Australia's Ties with China and Japan
Greg Barns (Political Commentator in Australia)
For a middle-ranking power like Australia, the art of foreign policy necessitates a finely tuned ability to balance potentially conflicting interests. And that's particularly the case when it comes to maintaining friendly relations with the two giants of Asia - China and Japan.
Australia's relationships with Japan and China have so far been unaffected by the recent bout of feuding between those two countries. But that may be about to change: Australia is keen to reinvigorate its relations with Tokyo, through the 30th anniversary of the signing of its friendship treaty with Japan in June, and the election of a new Japanese prime minister this month.

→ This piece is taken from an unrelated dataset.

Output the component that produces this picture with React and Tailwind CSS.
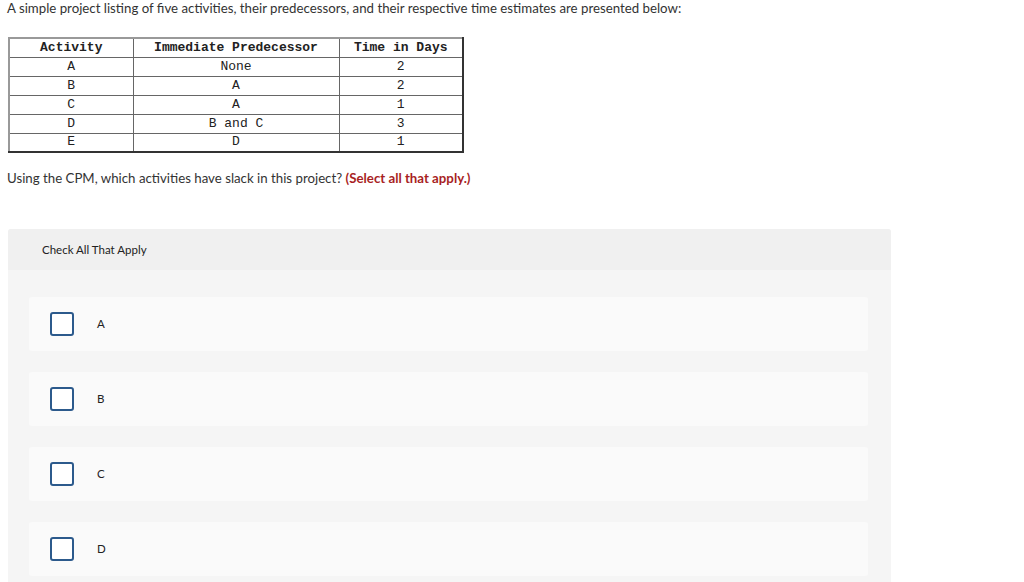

Australian Foreign Minister Alexander Downer announced last month that Canberra was keen to explore closer defence ties, and to start talks on a free-trade agreement, with Tokyo.
The leading candidate to succeed Prime Minister Junichiro Koizumi when he retires this month is Chief Cabinet Secretary Shinzo Abe - who is keen to strengthen the Australia-Japan relationship. He talks of an "enhanced strategic dialogue" with Australia, and wants to hold annual summits where countries that share the values of freedom and human rights - such as Australia, the United States and India - meet to discuss "co-operation from a strategic point of view".
While Mr Abe says he wants to smooth the troubled waters between Japan and China, he still refuses to say whether he will continue Mr Koizumi's practice of visiting the Yasukuni Shrine each year. If he does visit this controversial war memorial, then you can expect Beijing to remain hostile towards its near neighbour.
Australia just wishes the Yasukuni controversy would go away. As long as it remains on the agenda, there is always the risk of Beijing becoming irked at Canberra about a closer Japanese-Australian relationship.
Australia might, as a consequence, want to think carefully about the extent of its participation in Mr Abe's proposed summit involving India, the US, Australia and Japan. China is already displeased about the annual US-Australian-Japan security and defence talks, which were upgraded last year to the ministerial level.
Whereas Japan and the US, for varying reasons, see China as a potential threat and destabilising force in the region, Australia does not. It views China in a constructive light, and is beginning to reap the economic benefits from taking that stance.
It's unthinkable that Australia should be forced to make a choice between Beijing and Tokyo. Most Australians are supportive of Japan: as a large economy and democracy, it has been an extremely important friend and partner since the late 1950s. But it will take some delicate footwork by Canberra to continue to extend the hand of friendship to both Japan and China - if tensions between these two powerful nations are worsened by Mr Abe's actions.
As Professor Purnendra Jain of the Centre for Asian Studies at the University of Adelaide observed recently: "Australia has never in the past juggled with so many diplomatic balls."
So far, Canberra has, on the whole, been able to stay under the radar of Sino-Japanese tensions. But if Beijing views Australia as backing a more nationalistic and strident Japan, then that juggling act might get out of control.